Бич Божий не стал воином, повергающим в трепет, ставшим во главе стройных, смертоносных, бесстрашных и бесстрастных демонов, безразлично поражающих все на своем пути, как это представлялось по Апокалипсису. Картина нашествия должна была выглядеть еще более бесчеловечной, более механической, более впечатляющей и намного более безжалостной.
Аттила понимал это и все чаще задумывался, сможет ли своевременно подготовиться. Своевременно – значит, до начала ожидаемого им контрнаступления многочисленных римских легионов и союзников-федератов под энергичным управлением Аэция.
Он поделился собственными соображениями с полководцами и военачальниками своей армии, которых ему удалось собрать на совет, приложив при этом все усилия к тому, чтобы его страхи не передались им в полной мере.
Эдекону поручалось привести в порядок катапульты и баллисты, что в разгар войны было непростой задачей. Другие вожди должны были сгруппировать свои войска на отведенных им рубежах: Мец – Бар-ле-Дюк, Лангр – Шатильон-на-Сене и Реймс – Шалон-на-Марне.
Во все концы были посланы эмиссары на поиск разбредшихся когорт. Предстояло убедить вождей направиться к пункту общего сбора, не задев их тщеславия и индивидуализма. Небольшие лагеря, оставляемые на захваченных землях, обозначали успех наступления того или иного отряда.

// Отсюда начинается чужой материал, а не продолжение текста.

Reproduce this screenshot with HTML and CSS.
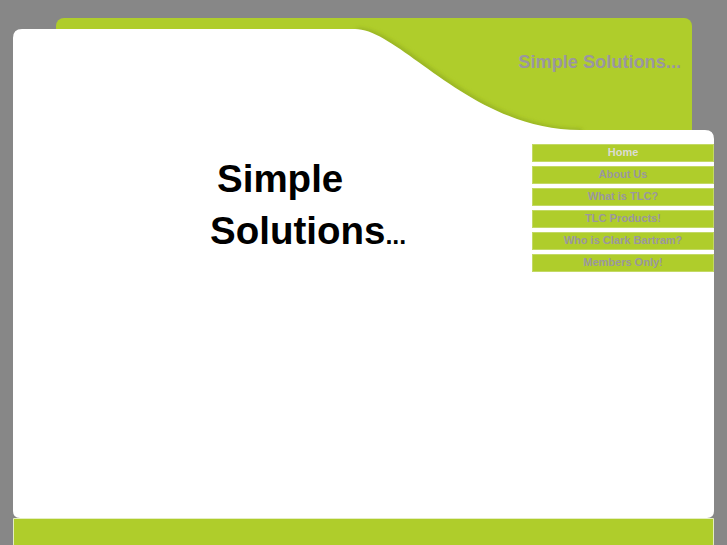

Военачальники получили указания ограничиться боями местного значения, по возможности уклоняясь от столкновений, и сделать все, что в их силах, для пресечения грабежей.
Сам Аттила возглавил ближайшие к его ставке войска, с которыми намеревался взять Мец, поскольку крайне нуждался в показательной победе. После ошеломляющего успеха он сумеет выйти к Труа или Сансу, проведет еще раз перегруппировку сил, распределит стратегические задачи и примет на себя командование всей гигантской армией.